Tak do sprawy odniósł się premier Donald Tusk. – Jest jakiś stan prawny, są jakieś ustawy, są regulacje i jest praktyka. Jednym ona odpowiada, innym nie. Jedni uważają, że łamie ona konstytucję, inni, że nie. Ci, którzy to kwestionują, idą ze skargą do Trybunału Konstytucyjnego – mówił szef rządu.

– Teraz właściwie jest tak, że każda ustawa jest tam kierowana – starał się bagatelizować skargę. – Ja nie mam szczególnych uwag do tych zapisów. Nie uważam, żeby praktyka odbiegała od normy. Nie jest przecież tak, że ktoś ma kaprys i zakłada komuś podsłuch – przekonywał premier. – A sprawa billingów nie jest szczególnie inwazyjną techniką – zaznaczał.

Spokoju premiera w tej kwestii nie podzielają jednak ani organizacje walczące o prawa człowieka, ani nawet europejskie instytucje. W marcu Parlament Europejski przyjął rezolucję skierowaną do krajów członkowskich (a więc i Polski), w której opowiedział się przeciwko masowej inwigilacji i nawoływał do zwiększenia nadzoru nad służbami specjalnymi.

Dość dodać, że Komisja Europejska już w 2011 roku krytykowała Polskę za zbyt swobodne sięganie do naszych billingów, a także za zakładanie podsłuchów.
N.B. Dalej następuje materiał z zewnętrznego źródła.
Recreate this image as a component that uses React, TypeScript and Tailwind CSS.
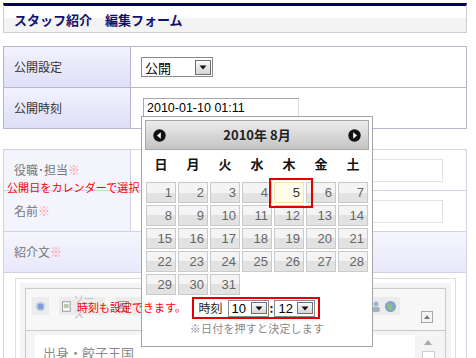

– Już od 2009 roku alarmujemy, że obecne przepisy dotyczące udostępniania danych telekomunikacyjnych, w połączeniu z brakiem kontroli nad działalnością służb, nie gwarantują poszanowania praw i wolności obywatelskich – komentują sprawę aktywiści z Fundacji Panoptykon, która zajmuje się ochroną wolności wobec zagrożeń związanych z rozwojem technik nadzoru nad społeczeństwem.